In another terminal, attach gdb to rank 0, set breakpoints, and then continue execution:

gdb -p 3255824
(gdb) break some_function   # optional
(gdb) continue
kill -CONT 3255824

Finally, from a third terminal (or after detaching from gdb), send SIGCONT to rank 0 so that NekRS leaves the pause state and proceeds under debugger control:

kill -CONT 3255824

This allows you to attach gdb right from the beginning of the run, which is especially useful when the breakpoint is in the early setup stage.

Launch NekRS under gdb

You can also run NekRS directly under gdb on all ranks. For example, the following command starts NekRS under gdb and prints a backtrace when an error is detected:

mpirun -np 8 gdb -ex "run" -ex "bt" --args $NEKRS_HOME/bin/nekrs --setup ethier.par

Note

This makes every process print its backtrace, which can be overwhelming. You can manually configure gdb logging (for example, directing each rank’s output to a separate file), but in many cases it is simpler to use NEKRS_SIGNUM_BACKTRACE. See Runtime Control with Signals.

Tip

NekRS monitors OCCA errors and assertions and will print an OCCA error message and abort when a fatal condition is detected (e.g., OUT_OF_MEMORY, DEVICE_NOT_FOUND). When this happens, the code may terminate via MPI_Abort or an internal error handler, so a simple backtrace on exit is not always enough to see where the error originated.
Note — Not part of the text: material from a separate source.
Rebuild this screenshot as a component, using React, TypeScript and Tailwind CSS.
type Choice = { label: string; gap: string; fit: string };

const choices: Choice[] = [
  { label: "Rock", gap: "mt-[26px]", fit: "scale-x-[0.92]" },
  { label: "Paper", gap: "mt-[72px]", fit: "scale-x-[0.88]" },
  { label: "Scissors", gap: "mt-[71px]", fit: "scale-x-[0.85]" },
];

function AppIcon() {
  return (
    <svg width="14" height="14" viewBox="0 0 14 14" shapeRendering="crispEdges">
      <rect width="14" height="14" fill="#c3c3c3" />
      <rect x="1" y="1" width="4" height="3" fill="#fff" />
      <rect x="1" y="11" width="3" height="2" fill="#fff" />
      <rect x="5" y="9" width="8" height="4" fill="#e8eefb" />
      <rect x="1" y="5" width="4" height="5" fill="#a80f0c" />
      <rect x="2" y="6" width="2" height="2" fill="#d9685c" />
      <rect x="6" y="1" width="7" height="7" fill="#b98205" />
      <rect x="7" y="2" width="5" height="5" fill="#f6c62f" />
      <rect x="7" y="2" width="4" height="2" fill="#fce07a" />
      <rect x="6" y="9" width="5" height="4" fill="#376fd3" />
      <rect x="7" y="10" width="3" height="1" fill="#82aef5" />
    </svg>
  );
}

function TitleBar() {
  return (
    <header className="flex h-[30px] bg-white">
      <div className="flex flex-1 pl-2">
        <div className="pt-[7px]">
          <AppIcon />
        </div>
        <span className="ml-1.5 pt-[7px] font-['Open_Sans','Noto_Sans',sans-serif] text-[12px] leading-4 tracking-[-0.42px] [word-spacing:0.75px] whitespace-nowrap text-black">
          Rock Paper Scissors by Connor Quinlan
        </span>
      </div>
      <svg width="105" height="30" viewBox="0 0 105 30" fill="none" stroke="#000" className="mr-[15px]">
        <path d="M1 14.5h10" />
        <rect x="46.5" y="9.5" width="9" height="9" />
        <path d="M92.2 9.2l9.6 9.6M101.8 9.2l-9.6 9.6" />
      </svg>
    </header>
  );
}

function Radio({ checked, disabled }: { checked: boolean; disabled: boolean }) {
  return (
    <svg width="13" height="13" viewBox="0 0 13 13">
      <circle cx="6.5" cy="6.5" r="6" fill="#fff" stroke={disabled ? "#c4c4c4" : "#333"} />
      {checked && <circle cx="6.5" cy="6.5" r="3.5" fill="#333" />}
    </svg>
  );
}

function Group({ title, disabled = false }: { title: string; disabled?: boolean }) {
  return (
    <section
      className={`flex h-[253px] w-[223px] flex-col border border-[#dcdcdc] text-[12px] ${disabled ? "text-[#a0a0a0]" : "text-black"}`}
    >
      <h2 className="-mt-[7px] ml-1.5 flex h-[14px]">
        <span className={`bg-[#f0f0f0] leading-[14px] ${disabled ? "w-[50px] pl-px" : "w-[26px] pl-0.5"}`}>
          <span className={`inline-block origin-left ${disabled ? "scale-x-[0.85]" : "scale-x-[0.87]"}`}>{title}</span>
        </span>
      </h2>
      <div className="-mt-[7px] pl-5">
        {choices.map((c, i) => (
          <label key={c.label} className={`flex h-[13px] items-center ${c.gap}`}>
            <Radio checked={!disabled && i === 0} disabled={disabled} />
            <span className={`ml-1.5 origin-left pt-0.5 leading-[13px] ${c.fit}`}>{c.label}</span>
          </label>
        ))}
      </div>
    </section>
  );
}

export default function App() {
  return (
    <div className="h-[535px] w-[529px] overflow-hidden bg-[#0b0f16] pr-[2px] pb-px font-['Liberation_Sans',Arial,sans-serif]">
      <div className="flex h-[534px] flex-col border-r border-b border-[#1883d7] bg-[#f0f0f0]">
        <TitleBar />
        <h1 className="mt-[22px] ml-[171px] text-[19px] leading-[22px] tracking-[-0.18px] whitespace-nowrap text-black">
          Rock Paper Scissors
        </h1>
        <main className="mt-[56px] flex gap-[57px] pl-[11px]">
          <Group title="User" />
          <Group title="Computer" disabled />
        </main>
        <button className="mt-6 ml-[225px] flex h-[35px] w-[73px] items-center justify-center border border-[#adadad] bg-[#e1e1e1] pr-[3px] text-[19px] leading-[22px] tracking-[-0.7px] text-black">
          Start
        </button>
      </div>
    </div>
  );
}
To catch such failures more reliably, you can set breakpoints on common error paths before running:

mpirun -np 8 gdb \
  -ex "break __cxa_throw" \
  -ex "catch catch" \
  -ex "break 'occa::exception'" \
  -ex "break 'occa::error'" \
  -ex "break 'occa::memory::assertInitialized'" \
  -ex "break MPI_Abort" \
  -ex "run" \
  --args $NEKRS_HOME/bin/nekrs --setup ethier.par

With these breakpoints in place, gdb will stop as soon as one of these error paths is triggered, allowing you to inspect the call stack and local variables at the point where the failure occurs.